On October 18, 1921, the Be 4/7 12501 was accepted by the SBB and immediately deployed for scheduled test runs between Bern and Thun. At the end of December 1921, it was moved for testing on the Gotthard Railway. The objective was to prove that it was equivalent to the Be 4/6 in terms of performance. During these tests, it accelerated a test train with a 300-tonne trailer load from a standstill to 50 km/h within two minutes.

Delivery of all six locomotives was completed in mid-1922. At that time, all locomotives were stationed at the Bern depot. Their career on the Gotthard began in May 1923 from the Erstfeld depot.

The locomotives were very popular with the train crews because they ran extremely smoothly compared to the bumpy Be 4/6. Therefore, all six locomotives were usually used in scheduled operations.
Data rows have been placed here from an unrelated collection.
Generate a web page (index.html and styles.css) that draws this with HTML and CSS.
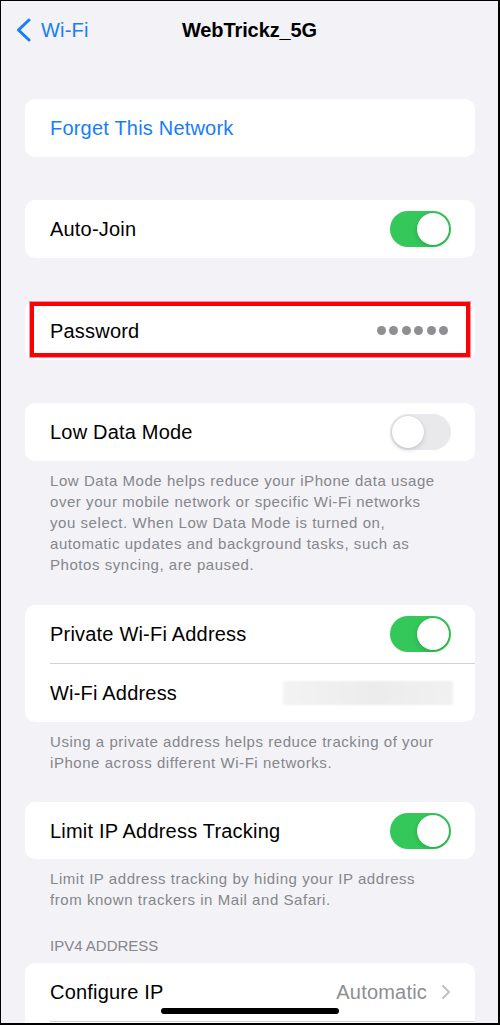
FILE: index.html
```
<!DOCTYPE html>
<html>
<head>
<meta charset="utf-8">
<meta name="viewport" content="width=device-width, initial-scale=1">
<title>WebTrickz_5G</title>
<link rel="stylesheet" href="styles.css">
</head>
<body>
<div class="screen">
<header class="navbar">
<a class="back" href="#"><svg width="18" height="24" viewBox="0 0 18 24"><path d="M14 2 L3.5 12 L14 22" fill="none" stroke="currentColor" stroke-width="3" stroke-linecap="round" stroke-linejoin="round"/></svg>Wi-Fi</a>
<h1>WebTrickz_5G</h1>
<span></span>
</header>

<section class="group first">
<div class="row"><a class="action" href="#">Forget This Network</a></div>
</section>

<section class="group">
<div class="row"><span>Auto-Join</span><span class="switch on"><i></i></span></div>
</section>

<section class="group password">
<div class="row tall"><span>Password</span><span class="dots"><i></i><i></i><i></i><i></i><i></i><i></i></span></div>
<div class="highlight"></div>
</section>

<section class="group">
<div class="row"><span>Low Data Mode</span><span class="switch"><i></i></span></div>
</section>
<p class="note">Low Data Mode helps reduce your iPhone data usage<br>over your mobile network or specific Wi-Fi networks<br>you select. When Low Data Mode is turned on,<br>automatic updates and background tasks, such as<br>Photos syncing, are paused.</p>

<section class="group after-note">
<div class="row"><span>Private Wi-Fi Address</span><span class="switch on"><i></i></span></div>
<div class="sep"></div>
<div class="row"><span>Wi-Fi Address</span><span class="blurred"></span></div>
</section>
<p class="note">Using a private address helps reduce tracking of your<br>iPhone across different Wi-Fi networks.</p>

<section class="group after-note limit">
<div class="row"><span>Limit IP Address Tracking</span><span class="switch on"><i></i></span></div>
</section>
<p class="note">Limit IP address tracking by hiding your IP address<br>from known trackers in Mail and Safari.</p>

<h2 class="header">IPv4 Address</h2>
<section class="group under-header">
<div class="row"><span>Configure IP</span><span class="detail">Automatic<svg width="10" height="16" viewBox="0 0 10 16"><path d="M2 2 L8 8 L2 14" fill="none" stroke="currentColor" stroke-width="2.2" stroke-linecap="round" stroke-linejoin="round"/></svg></span></div>
<div class="sep"></div>
<div class="row"></div>
</section>

<div class="home-indicator"></div>
</div>
</body>
</html>
```

FILE: styles.css
```
*{box-sizing:border-box;}
body{margin:0;background:#fff;font-family:"Liberation Sans",Arial,Helvetica,sans-serif;color:#000;}
a{text-decoration:none;}
.screen{position:relative;width:500px;height:1025px;overflow:hidden;background:#f2f2f7;border:solid #000;border-width:1px 2px 2px 1px;}

/* top bar */
.navbar{display:grid;grid-template-columns:1fr auto 1fr;align-items:center;height:24px;margin-top:17px;padding:0 14px;}
.back{display:flex;align-items:center;color:#167ef8;font-size:20px;line-height:24px;letter-spacing:.2px;}
.back svg{margin-right:8px;}
.navbar h1{margin:0;font-size:20px;line-height:24px;font-weight:bold;letter-spacing:-.1px;}

/* grouped rows */
.group{position:relative;margin:43px 23px 0 24px;background:#fff;border-radius:10px;}
.group.first{margin-top:57px;}
.group.after-note{margin-top:30px;}
.group.limit{margin-top:29px;}
.group.limit .row{height:57px;}
.group.under-header{margin-top:7px;}
.row{display:flex;align-items:center;justify-content:space-between;height:58px;padding:0 24px 0 25px;font-size:20px;line-height:24px;letter-spacing:.2px;}
.row.tall{height:59px;padding-right:27px;}
.action{color:#167ef8;}
.sep{height:1px;margin-left:25px;background:#d1d1d6;}
.detail{display:flex;align-items:center;gap:14px;color:#8e8e93;}
.detail svg{color:#c4c4c7;}

.switch{display:flex;justify-content:flex-start;width:61px;height:36px;padding:2px;border-radius:18px;background:#e9e9eb;}
.switch.on{justify-content:flex-end;background:#34c759;}
.switch i{width:32px;height:32px;border-radius:50%;background:#fff;box-shadow:0 2px 5px rgba(0,0,0,.14),0 0 0 .5px rgba(0,0,0,.06);}

.dots{display:flex;gap:3.4px;}
.dots i{width:9px;height:9px;border-radius:50%;background:#8e8e93;}
.highlight{position:absolute;top:1px;bottom:3px;left:5px;right:5px;border:4px solid #ff0000;box-shadow:0 0 0 1px rgba(255,50,100,.55);}

.blurred{width:170px;height:24px;margin-right:-2px;background:linear-gradient(90deg,#f3f3f3,#ececec 55%,#f1f1f1);filter:blur(1px);}

/* footers and headers */
.note{margin:9px 10px 0 49px;font-size:15px;line-height:21px;color:#86868b;letter-spacing:.55px;}
.header{margin:26px 0 0 49px;font-size:15px;line-height:20px;font-weight:normal;color:#86868b;text-transform:uppercase;}

.home-indicator{position:absolute;left:50%;bottom:9px;width:178px;height:6px;margin-left:-89px;border-radius:3px;background:#000;}
```
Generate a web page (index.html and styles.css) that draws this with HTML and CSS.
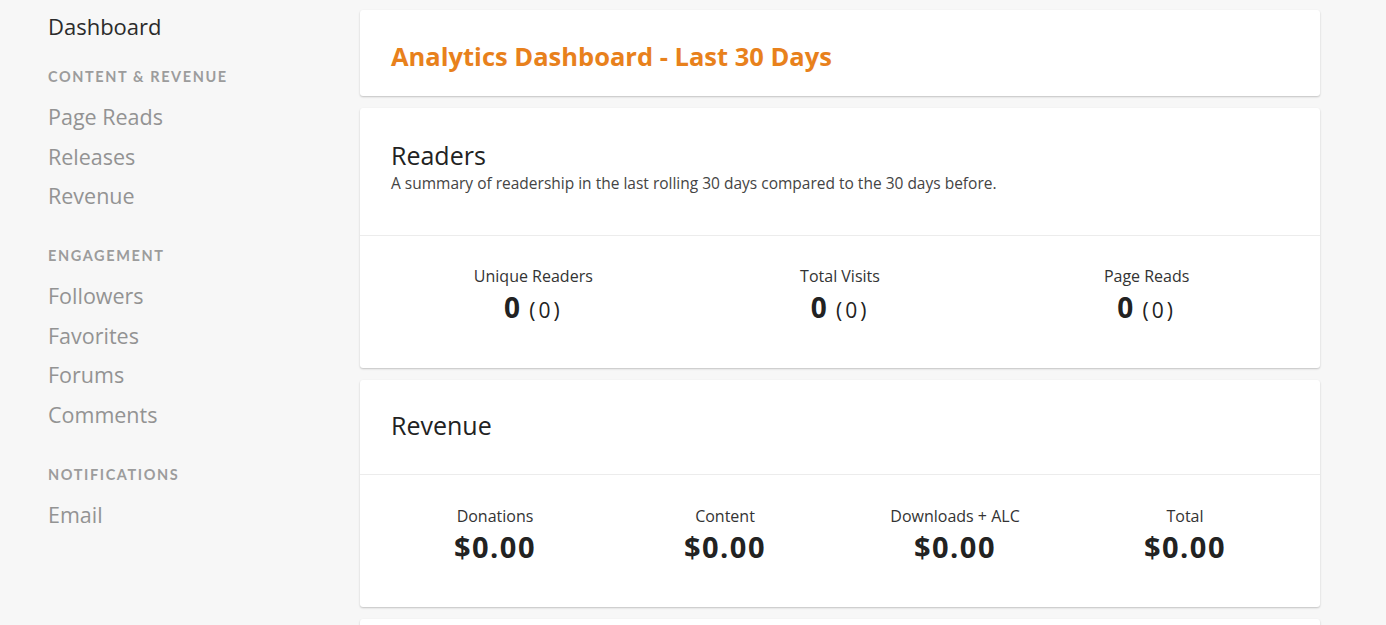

When the first SBB Ae 4/7s appeared on the Gotthard in May 1928, the Be locomotives were gradually relocated to other services, such as through the Simplon Tunnel and in the Simplon pre-tensioning and pusher service from Domodossola to Iselle. They also hauled individual freight trains from Domodossola to Brig to Domodossola.

A notable maintenance problem was the replacement of the locomotive's batteries, located behind the driver's cab. They had to be lifted by a crane onto a trolley that passed them through a wall hatch into position.

Be 4/7 12503 was the first of its series to be retired in March 1966 due to serious traction motor damage. Their final routine scheduled use was in 1967. Some found use through 1969 as stationary transformers for the supply of 220 volts in substations.

Number 12502 was retired in June 1968 after a traction motor failure. It was followed by number 12501 after a fire.

The remaining three Be 4/7s were taken out of service in the spring of 1976. After running over 4 million km, number 12504 remained in service at SBB Historic as a largely restored example. Number 12506 was also retired after a stay at the Swiss Museum of Transport in Lucerne until November 1978.

==Legacy==

The Be 4/7 was SBB's first locomotive with drive axles powered by individual motors.
The decision to purchase additional, rod-driven Be 4/6s over the Be 4/7 was made because the SBB was under time pressure, and the single-axle drive had not been tested at the time of the Gotthard locomotive reorder. Later, the Ae 3/6^{I} and Ae 3/5 / Ae 3/6^{III} would prove the viability of the design and rod-driven locomotives would disappear. That the locomotives would subsequently prove their worth could not have been foreseen at the time of the reorder.

Apart from all their advantages, the greatest weakness of the locomotives was the quill drive coil springs, which frequently broke. Therefore, from 1930 to 1934, experiments were carried out on locomotive 12501 with a Winterthur universal drive from Maschinenfabrik Oerlikon on two of the four driving axles. It did not lead to a lower spring failure rate, so was abandoned. In the 1950s, the quill drive springs on all locomotives were replaced with rubber bushings. These adjustments were also made to the Ae 3/5 and the Ae 3/6^{III}.